--- Start Data segment ---

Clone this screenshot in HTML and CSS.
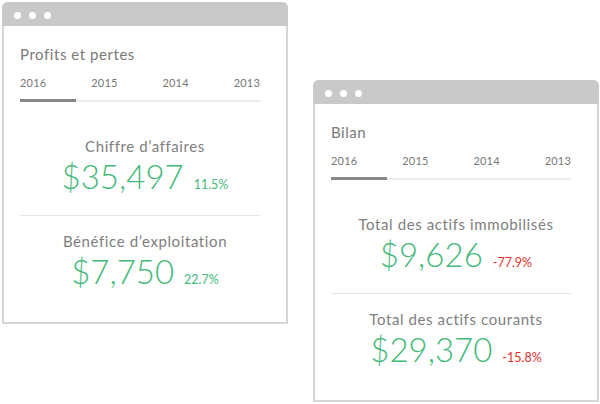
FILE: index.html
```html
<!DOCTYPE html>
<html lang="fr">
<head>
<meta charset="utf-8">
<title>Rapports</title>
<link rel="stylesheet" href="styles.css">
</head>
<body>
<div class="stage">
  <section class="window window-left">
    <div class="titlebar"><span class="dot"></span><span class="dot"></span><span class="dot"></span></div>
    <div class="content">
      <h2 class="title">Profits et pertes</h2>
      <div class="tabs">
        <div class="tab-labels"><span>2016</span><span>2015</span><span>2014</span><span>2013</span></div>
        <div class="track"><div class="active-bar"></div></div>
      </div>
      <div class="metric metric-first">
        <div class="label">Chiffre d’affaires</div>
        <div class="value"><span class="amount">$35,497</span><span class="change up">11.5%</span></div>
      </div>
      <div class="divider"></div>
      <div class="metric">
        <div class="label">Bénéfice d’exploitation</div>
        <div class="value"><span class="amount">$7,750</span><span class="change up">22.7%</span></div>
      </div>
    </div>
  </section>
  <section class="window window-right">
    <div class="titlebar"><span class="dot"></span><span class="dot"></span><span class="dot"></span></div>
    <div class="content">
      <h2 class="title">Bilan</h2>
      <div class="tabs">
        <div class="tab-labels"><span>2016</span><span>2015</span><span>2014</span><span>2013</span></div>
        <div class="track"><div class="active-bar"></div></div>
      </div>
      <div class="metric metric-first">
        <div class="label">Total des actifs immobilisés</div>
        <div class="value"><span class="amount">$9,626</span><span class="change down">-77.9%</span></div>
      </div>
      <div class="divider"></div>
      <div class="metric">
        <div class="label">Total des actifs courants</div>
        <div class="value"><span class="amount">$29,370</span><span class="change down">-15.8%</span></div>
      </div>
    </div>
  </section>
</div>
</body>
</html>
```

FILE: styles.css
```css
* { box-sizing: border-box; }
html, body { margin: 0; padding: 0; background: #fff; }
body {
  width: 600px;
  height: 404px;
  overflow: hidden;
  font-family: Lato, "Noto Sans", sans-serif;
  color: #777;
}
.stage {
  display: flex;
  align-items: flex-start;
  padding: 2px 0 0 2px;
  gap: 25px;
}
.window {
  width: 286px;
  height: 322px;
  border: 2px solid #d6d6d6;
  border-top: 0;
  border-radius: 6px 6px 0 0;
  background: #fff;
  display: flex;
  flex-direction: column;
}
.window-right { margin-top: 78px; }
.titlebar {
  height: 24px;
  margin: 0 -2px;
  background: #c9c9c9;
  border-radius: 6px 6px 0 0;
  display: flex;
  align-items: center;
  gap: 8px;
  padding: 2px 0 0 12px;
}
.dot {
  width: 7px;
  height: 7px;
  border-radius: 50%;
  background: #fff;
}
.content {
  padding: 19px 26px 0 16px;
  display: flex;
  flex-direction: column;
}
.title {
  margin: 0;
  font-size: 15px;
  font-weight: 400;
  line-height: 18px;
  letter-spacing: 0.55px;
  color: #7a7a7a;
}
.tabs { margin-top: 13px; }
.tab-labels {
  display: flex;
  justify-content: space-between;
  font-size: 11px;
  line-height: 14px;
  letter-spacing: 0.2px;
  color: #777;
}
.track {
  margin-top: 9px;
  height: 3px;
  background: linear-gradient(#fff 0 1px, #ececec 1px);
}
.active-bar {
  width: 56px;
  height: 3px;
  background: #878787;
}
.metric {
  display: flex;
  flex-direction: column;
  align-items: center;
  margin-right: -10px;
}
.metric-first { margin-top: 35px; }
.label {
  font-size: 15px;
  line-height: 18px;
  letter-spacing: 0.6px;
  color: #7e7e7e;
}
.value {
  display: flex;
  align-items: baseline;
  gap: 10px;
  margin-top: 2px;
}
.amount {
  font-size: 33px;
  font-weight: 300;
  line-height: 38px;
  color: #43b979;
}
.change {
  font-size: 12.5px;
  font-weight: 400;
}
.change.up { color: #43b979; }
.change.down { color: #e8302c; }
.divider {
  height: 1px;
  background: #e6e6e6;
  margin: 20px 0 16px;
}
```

--- End Data segment ---

Given task: Output an exact copy of the material, with the pictures removed.

Exercise solution:
Clone this screenshot in HTML and CSS.
FILE: index.html
```html
<!DOCTYPE html>
<html lang="fr">
<head>
<meta charset="utf-8">
<title>Rapports</title>
<link rel="stylesheet" href="styles.css">
</head>
<body>
<div class="stage">
  <section class="window window-left">
    <div class="titlebar"><span class="dot"></span><span class="dot"></span><span class="dot"></span></div>
    <div class="content">
      <h2 class="title">Profits et pertes</h2>
      <div class="tabs">
        <div class="tab-labels"><span>2016</span><span>2015</span><span>2014</span><span>2013</span></div>
        <div class="track"><div class="active-bar"></div></div>
      </div>
      <div class="metric metric-first">
        <div class="label">Chiffre d’affaires</div>
        <div class="value"><span class="amount">$35,497</span><span class="change up">11.5%</span></div>
      </div>
      <div class="divider"></div>
      <div class="metric">
        <div class="label">Bénéfice d’exploitation</div>
        <div class="value"><span class="amount">$7,750</span><span class="change up">22.7%</span></div>
      </div>
    </div>
  </section>
  <section class="window window-right">
    <div class="titlebar"><span class="dot"></span><span class="dot"></span><span class="dot"></span></div>
    <div class="content">
      <h2 class="title">Bilan</h2>
      <div class="tabs">
        <div class="tab-labels"><span>2016</span><span>2015</span><span>2014</span><span>2013</span></div>
        <div class="track"><div class="active-bar"></div></div>
      </div>
      <div class="metric metric-first">
        <div class="label">Total des actifs immobilisés</div>
        <div class="value"><span class="amount">$9,626</span><span class="change down">-77.9%</span></div>
      </div>
      <div class="divider"></div>
      <div class="metric">
        <div class="label">Total des actifs courants</div>
        <div class="value"><span class="amount">$29,370</span><span class="change down">-15.8%</span></div>
      </div>
    </div>
  </section>
</div>
</body>
</html>
```

FILE: styles.css
```css
* { box-sizing: border-box; }
html, body { margin: 0; padding: 0; background: #fff; }
body {
  width: 600px;
  height: 404px;
  overflow: hidden;
  font-family: Lato, "Noto Sans", sans-serif;
  color: #777;
}
.stage {
  display: flex;
  align-items: flex-start;
  padding: 2px 0 0 2px;
  gap: 25px;
}
.window {
  width: 286px;
  height: 322px;
  border: 2px solid #d6d6d6;
  border-top: 0;
  border-radius: 6px 6px 0 0;
  background: #fff;
  display: flex;
  flex-direction: column;
}
.window-right { margin-top: 78px; }
.titlebar {
  height: 24px;
  margin: 0 -2px;
  background: #c9c9c9;
  border-radius: 6px 6px 0 0;
  display: flex;
  align-items: center;
  gap: 8px;
  padding: 2px 0 0 12px;
}
.dot {
  width: 7px;
  height: 7px;
  border-radius: 50%;
  background: #fff;
}
.content {
  padding: 19px 26px 0 16px;
  display: flex;
  flex-direction: column;
}
.title {
  margin: 0;
  font-size: 15px;
  font-weight: 400;
  line-height: 18px;
  letter-spacing: 0.55px;
  color: #7a7a7a;
}
.tabs { margin-top: 13px; }
.tab-labels {
  display: flex;
  justify-content: space-between;
  font-size: 11px;
  line-height: 14px;
  letter-spacing: 0.2px;
  color: #777;
}
.track {
  margin-top: 9px;
  height: 3px;
  background: linear-gradient(#fff 0 1px, #ececec 1px);
}
.active-bar {
  width: 56px;
  height: 3px;
  background: #878787;
}
.metric {
  display: flex;
  flex-direction: column;
  align-items: center;
  margin-right: -10px;
}
.metric-first { margin-top: 35px; }
.label {
  font-size: 15px;
  line-height: 18px;
  letter-spacing: 0.6px;
  color: #7e7e7e;
}
.value {
  display: flex;
  align-items: baseline;
  gap: 10px;
  margin-top: 2px;
}
.amount {
  font-size: 33px;
  font-weight: 300;
  line-height: 38px;
  color: #43b979;
}
.change {
  font-size: 12.5px;
  font-weight: 400;
}
.change.up { color: #43b979; }
.change.down { color: #e8302c; }
.divider {
  height: 1px;
  background: #e6e6e6;
  margin: 20px 0 16px;
}
```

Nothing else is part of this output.